Hemadeh’s conclusion does not fail your expectations. She ends her paper saying that we should learn from the Western feminists’ accomplishments in women’s rights, while understanding that our situation is different and maintaining that the role of women in Arab societies is linked to motherhood.
A very different paper came next. Zeina Zaatari spoke of “An Arab Feminist Renaissance: Possibilities and Requirements,” one that meets on common ground. The essence of her movement is change of the current power relations that give privilege to the older, the richer, the male.

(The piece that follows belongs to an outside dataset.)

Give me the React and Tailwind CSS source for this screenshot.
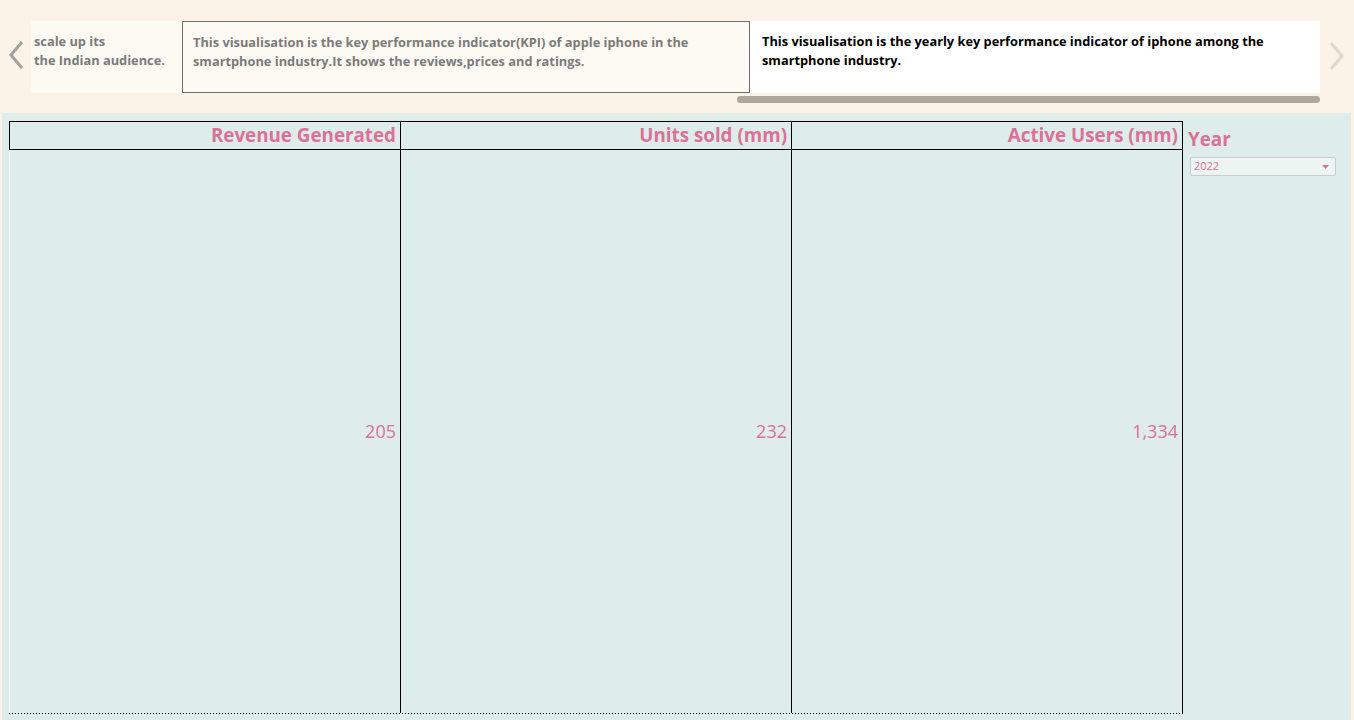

Zaatari criticized Arab women who demand equal rights by linking them to other issues in family and society or by talking about women as wives, mothers and daughters. “It is as if we can’t fight for women’s rights for the own sake of fighting for women’s rights,” she said. “We should not put ourselves on the defensive side; that is the difference between the feminist movement and the women’s movement. The Feminist movement does not excuse or justify itself.” Despite time constraints, Zaatari insisted on getting to the more controversial part of her paper, where she talked about sexual rights of women, an issue that most of the women in the room opposed. She criticized the women’s movement for not talking about how sexual relationships are organized within the institution of marriage. She called upon all activists and researchers to take on the issue of women’s relationship to their bodies and the rights of sexual minorities. She gave the example of someone who told her that women suffering poverty in Palestinian camps had more important issues than sexual rights. “As if those women don’t have sex,” Zeina retorted, “as if they don’t need awareness on sexual pleasure, as if they are not raped under the excuse of marital duty, as if they shouldn’t get to decide whether they want to have kids or not, as if some of them do not fall in love with the female neighbor thus believing they’ve been possessed by the devil.”
Zaatari ended her talk by saying that the current women’s movement leaves behind sexual rights and rights of minorities and does not work on creating a healthy relationship between women and their bodies. Those are all issues that must be included in the feminist movement.